What is being asked: Reproduce the listing exactly and skip over any pictures.

Given data:
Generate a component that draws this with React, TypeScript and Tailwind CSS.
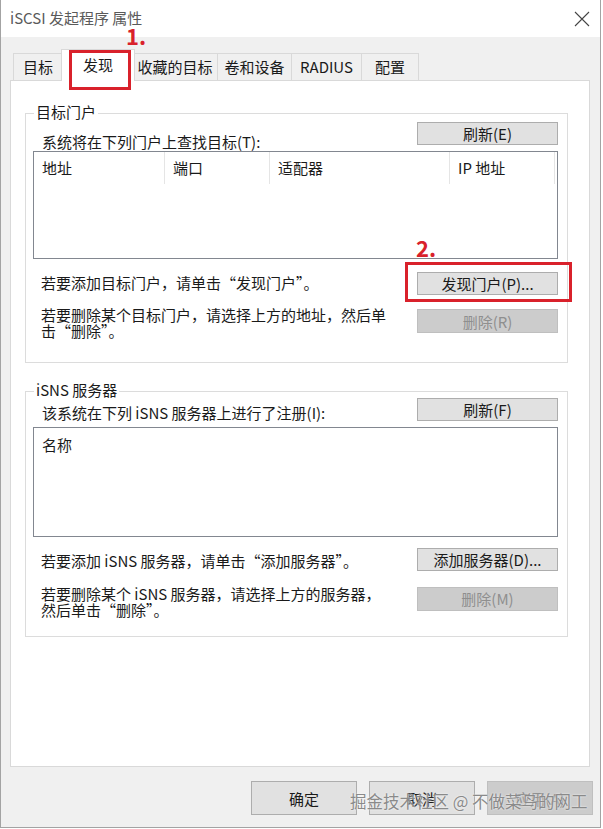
import React from "react";

interface BtnProps {
  label: string;
  disabled?: boolean;
  className?: string;
}

// Win32 style push button
const Btn = ({ label, disabled, className = "" }: BtnProps): JSX.Element => (
  <div
    className={`flex shrink-0 items-center justify-center border text-[15px] leading-none ${
      disabled
        ? "border-[#bfbfbf] bg-[#cccccc] text-[#8f8f8f]"
        : "border-[#adadad] bg-[#e1e1e1] text-[#1a1a1a]"
    } ${className}`}
  >
    {label}
  </div>
);

interface GroupProps {
  title: string;
  className?: string;
  children: React.ReactNode;
}

const Group = ({ title, className = "", children }: GroupProps): JSX.Element => (
  <div className={`relative border border-[#dcdcdc] pl-[7px] pr-[9px] ${className}`}>
    <span className="absolute left-[8px] top-[-12px] bg-white px-[2px] text-[15px] leading-[20px] text-[#1a1a1a]">
      {title}
    </span>
    {children}
  </div>
);

const tabs = [
  { name: "目标", w: "w-[50px]" },
  { name: "发现", w: "w-[74px]", active: true },
  { name: "收藏的目标", w: "w-[86px]" },
  { name: "卷和设备", w: "w-[75px]" },
  { name: "RADIUS", w: "w-[71px]" },
  { name: "配置", w: "w-[58px]" },
];

const App = (): JSX.Element => {
  return (
    <div className="relative h-[829px] w-[603px] overflow-hidden bg-white font-['Noto_Sans_CJK_SC',sans-serif] text-[#1a1a1a]">
      <div className="flex h-[828px] w-[601px] flex-col border-x border-b border-[#a3a3a3] bg-[#f0f0f0]">
        {/* Title bar */}
        <div className="flex h-[37px] shrink-0 items-center bg-white pl-[9px] pr-[10px]">
          <span className="text-[15px] text-[#5a5a5a]">iSCSI 发起程序 属性</span>
          <svg className="ml-auto" width="16" height="16" viewBox="0 0 16 16">
            <path d="M1 1 L15 15 M15 1 L1 15" stroke="#444" strokeWidth="1.1" fill="none" />
          </svg>
        </div>

        {/* Tabs */}
        <div className="flex h-[43px] shrink-0 items-end pl-[12px]">
          {tabs.map((t) =>
            t.active ? (
              <div
                key={t.name}
                className={`relative z-10 -mx-[2px] -mb-[1px] flex h-[32px] ${t.w} items-start justify-center border-x border-t border-[#d9d9d9] bg-white pt-[4px] text-[15px]`}
              >
                {t.name}
              </div>
            ) : (
              <div
                key={t.name}
                className={`flex h-[27px] ${t.w} items-center justify-center border border-b-0 border-[#d9d9d9] bg-[#f0f0f0] text-[15px] -ml-[1px] first:ml-0`}
              >
                {t.name}
              </div>
            )
          )}
        </div>

        {/* Tab panel */}
        <div className="ml-[9px] flex h-[687px] w-[580px] shrink-0 flex-col border border-[#d9d9d9] bg-white pl-[14px] pt-[32px]">
          <Group title="目标门户" className="h-[250px] w-[543px] pt-[8px]">
            <div className="flex h-[29px] justify-between">
              <span className="mb-[1px] self-end pl-[9px] text-[15px] leading-[16px]">系统将在下列门户上查找目标(T):</span>
              <Btn label="刷新(E)" className="h-[23px] w-[141px]" />
            </div>
            <div className="h-[108px] border border-[#828790] bg-white">
              <div className="flex h-[32px] text-[15px]">
                <div className="flex w-[131px] items-center border-r border-[#e5e5e5] pl-[8px]">地址</div>
                <div className="flex w-[105px] items-center border-r border-[#e5e5e5] pl-[8px]">端口</div>
                <div className="flex w-[180px] items-center border-r border-[#e5e5e5] pl-[8px]">适配器</div>
                <div className="flex w-[105px] items-center border-r border-[#e5e5e5] pl-[8px]">IP 地址</div>
              </div>
            </div>
            <div className="mt-[13px] flex items-center justify-between">
              <span className="pl-[8px] text-[15px]">若要添加目标门户，请单击“发现门户”。</span>
              <Btn label="发现门户(P)..." className="h-[23px] w-[141px]" />
            </div>
            <div className="mt-[14px] flex items-start justify-between">
              <span className="-mt-[2px] pl-[8px] text-[15px] leading-[16px]">
                若要删除某个目标门户，请选择上方的地址，然后单
                <br />
                击“删除”。
              </span>
              <Btn label="删除(R)" disabled className="h-[24px] w-[141px]" />
            </div>
          </Group>

          <Group title="iSNS 服务器" className="mt-[28px] h-[246px] w-[543px] pt-[6px]">
            <div className="flex h-[29px] justify-between">
              <span className="mb-[6px] self-end pl-[9px] text-[15px] leading-[16px]">
                该系统在下列 iSNS 服务器上进行了注册(I):
              </span>
              <Btn label="刷新(F)" className="h-[23px] w-[141px]" />
            </div>
            <div className="h-[110px] border border-[#828790] bg-white">
              <div className="flex h-[35px] items-center pl-[8px] text-[15px]">名称</div>
            </div>
            <div className="mt-[9px] flex items-center justify-between">
              <span className="pl-[8px] pt-[4px] text-[15px]">若要添加 iSNS 服务器，请单击“添加服务器”。</span>
              <Btn label="添加服务器(D)..." className="h-[23px] w-[141px]" />
            </div>
            <div className="mt-[14px] flex items-start justify-between">
              <span className="-mt-[1px] pl-[8px] text-[15px] leading-[16px]">
                若要删除某个 iSNS 服务器，请选择上方的服务器，
                <br />
                然后单击“删除”。
              </span>
              <Btn label="删除(M)" disabled className="h-[24px] w-[141px]" />
            </div>
          </Group>
        </div>

        {/* Dialog buttons */}
        <div className="mt-[14px] flex justify-end gap-[12px] pr-[7px]">
          <Btn label="确定" className="h-[34px] w-[106px]" />
          <Btn label="取消" className="h-[34px] w-[106px]" />
          <Btn label="应用(A)" disabled className="h-[34px] w-[106px]" />
        </div>
      </div>

      {/* Annotations */}
      <div className="absolute left-[69px] top-[50px] z-20 h-[40px] w-[62px] border-[3px] border-[#d9212b]" />
      <div className="absolute left-[126px] top-[24px] z-20 text-[22px] font-bold leading-none text-[#d9212b]">1.</div>
      <div className="absolute left-[405px] top-[262px] z-20 h-[40px] w-[167px] border-[3px] border-[#d9212b]" />
      <div className="absolute left-[416px] top-[236px] z-20 text-[22px] font-bold leading-none text-[#d9212b]">2.</div>

      {/* Watermark */}
      <div className="absolute left-[350px] top-[790px] z-20 text-[16.5px] leading-[22px] text-[#8a8a8a] [text-shadow:0_0_2px_#ffffff]">
        掘金技术社区 @ 不做菜鸟的网工
      </div>
    </div>
  );
};

export default App;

Result below:
Generate a component that draws this with React, TypeScript and Tailwind CSS.
import React from "react";

interface BtnProps {
  label: string;
  disabled?: boolean;
  className?: string;
}

// Win32 style push button
const Btn = ({ label, disabled, className = "" }: BtnProps): JSX.Element => (
  <div
    className={`flex shrink-0 items-center justify-center border text-[15px] leading-none ${
      disabled
        ? "border-[#bfbfbf] bg-[#cccccc] text-[#8f8f8f]"
        : "border-[#adadad] bg-[#e1e1e1] text-[#1a1a1a]"
    } ${className}`}
  >
    {label}
  </div>
);

interface GroupProps {
  title: string;
  className?: string;
  children: React.ReactNode;
}

const Group = ({ title, className = "", children }: GroupProps): JSX.Element => (
  <div className={`relative border border-[#dcdcdc] pl-[7px] pr-[9px] ${className}`}>
    <span className="absolute left-[8px] top-[-12px] bg-white px-[2px] text-[15px] leading-[20px] text-[#1a1a1a]">
      {title}
    </span>
    {children}
  </div>
);

const tabs = [
  { name: "目标", w: "w-[50px]" },
  { name: "发现", w: "w-[74px]", active: true },
  { name: "收藏的目标", w: "w-[86px]" },
  { name: "卷和设备", w: "w-[75px]" },
  { name: "RADIUS", w: "w-[71px]" },
  { name: "配置", w: "w-[58px]" },
];

const App = (): JSX.Element => {
  return (
    <div className="relative h-[829px] w-[603px] overflow-hidden bg-white font-['Noto_Sans_CJK_SC',sans-serif] text-[#1a1a1a]">
      <div className="flex h-[828px] w-[601px] flex-col border-x border-b border-[#a3a3a3] bg-[#f0f0f0]">
        {/* Title bar */}
        <div className="flex h-[37px] shrink-0 items-center bg-white pl-[9px] pr-[10px]">
          <span className="text-[15px] text-[#5a5a5a]">iSCSI 发起程序 属性</span>
          <svg className="ml-auto" width="16" height="16" viewBox="0 0 16 16">
            <path d="M1 1 L15 15 M15 1 L1 15" stroke="#444" strokeWidth="1.1" fill="none" />
          </svg>
        </div>

        {/* Tabs */}
        <div className="flex h-[43px] shrink-0 items-end pl-[12px]">
          {tabs.map((t) =>
            t.active ? (
              <div
                key={t.name}
                className={`relative z-10 -mx-[2px] -mb-[1px] flex h-[32px] ${t.w} items-start justify-center border-x border-t border-[#d9d9d9] bg-white pt-[4px] text-[15px]`}
              >
                {t.name}
              </div>
            ) : (
              <div
                key={t.name}
                className={`flex h-[27px] ${t.w} items-center justify-center border border-b-0 border-[#d9d9d9] bg-[#f0f0f0] text-[15px] -ml-[1px] first:ml-0`}
              >
                {t.name}
              </div>
            )
          )}
        </div>

        {/* Tab panel */}
        <div className="ml-[9px] flex h-[687px] w-[580px] shrink-0 flex-col border border-[#d9d9d9] bg-white pl-[14px] pt-[32px]">
          <Group title="目标门户" className="h-[250px] w-[543px] pt-[8px]">
            <div className="flex h-[29px] justify-between">
              <span className="mb-[1px] self-end pl-[9px] text-[15px] leading-[16px]">系统将在下列门户上查找目标(T):</span>
              <Btn label="刷新(E)" className="h-[23px] w-[141px]" />
            </div>
            <div className="h-[108px] border border-[#828790] bg-white">
              <div className="flex h-[32px] text-[15px]">
                <div className="flex w-[131px] items-center border-r border-[#e5e5e5] pl-[8px]">地址</div>
                <div className="flex w-[105px] items-center border-r border-[#e5e5e5] pl-[8px]">端口</div>
                <div className="flex w-[180px] items-center border-r border-[#e5e5e5] pl-[8px]">适配器</div>
                <div className="flex w-[105px] items-center border-r border-[#e5e5e5] pl-[8px]">IP 地址</div>
              </div>
            </div>
            <div className="mt-[13px] flex items-center justify-between">
              <span className="pl-[8px] text-[15px]">若要添加目标门户，请单击“发现门户”。</span>
              <Btn label="发现门户(P)..." className="h-[23px] w-[141px]" />
            </div>
            <div className="mt-[14px] flex items-start justify-between">
              <span className="-mt-[2px] pl-[8px] text-[15px] leading-[16px]">
                若要删除某个目标门户，请选择上方的地址，然后单
                <br />
                击“删除”。
              </span>
              <Btn label="删除(R)" disabled className="h-[24px] w-[141px]" />
            </div>
          </Group>

          <Group title="iSNS 服务器" className="mt-[28px] h-[246px] w-[543px] pt-[6px]">
            <div className="flex h-[29px] justify-between">
              <span className="mb-[6px] self-end pl-[9px] text-[15px] leading-[16px]">
                该系统在下列 iSNS 服务器上进行了注册(I):
              </span>
              <Btn label="刷新(F)" className="h-[23px] w-[141px]" />
            </div>
            <div className="h-[110px] border border-[#828790] bg-white">
              <div className="flex h-[35px] items-center pl-[8px] text-[15px]">名称</div>
            </div>
            <div className="mt-[9px] flex items-center justify-between">
              <span className="pl-[8px] pt-[4px] text-[15px]">若要添加 iSNS 服务器，请单击“添加服务器”。</span>
              <Btn label="添加服务器(D)..." className="h-[23px] w-[141px]" />
            </div>
            <div className="mt-[14px] flex items-start justify-between">
              <span className="-mt-[1px] pl-[8px] text-[15px] leading-[16px]">
                若要删除某个 iSNS 服务器，请选择上方的服务器，
                <br />
                然后单击“删除”。
              </span>
              <Btn label="删除(M)" disabled className="h-[24px] w-[141px]" />
            </div>
          </Group>
        </div>

        {/* Dialog buttons */}
        <div className="mt-[14px] flex justify-end gap-[12px] pr-[7px]">
          <Btn label="确定" className="h-[34px] w-[106px]" />
          <Btn label="取消" className="h-[34px] w-[106px]" />
          <Btn label="应用(A)" disabled className="h-[34px] w-[106px]" />
        </div>
      </div>

      {/* Annotations */}
      <div className="absolute left-[69px] top-[50px] z-20 h-[40px] w-[62px] border-[3px] border-[#d9212b]" />
      <div className="absolute left-[126px] top-[24px] z-20 text-[22px] font-bold leading-none text-[#d9212b]">1.</div>
      <div className="absolute left-[405px] top-[262px] z-20 h-[40px] w-[167px] border-[3px] border-[#d9212b]" />
      <div className="absolute left-[416px] top-[236px] z-20 text-[22px] font-bold leading-none text-[#d9212b]">2.</div>

      {/* Watermark */}
      <div className="absolute left-[350px] top-[790px] z-20 text-[16.5px] leading-[22px] text-[#8a8a8a] [text-shadow:0_0_2px_#ffffff]">
        掘金技术社区 @ 不做菜鸟的网工
      </div>
    </div>
  );
};

export default App;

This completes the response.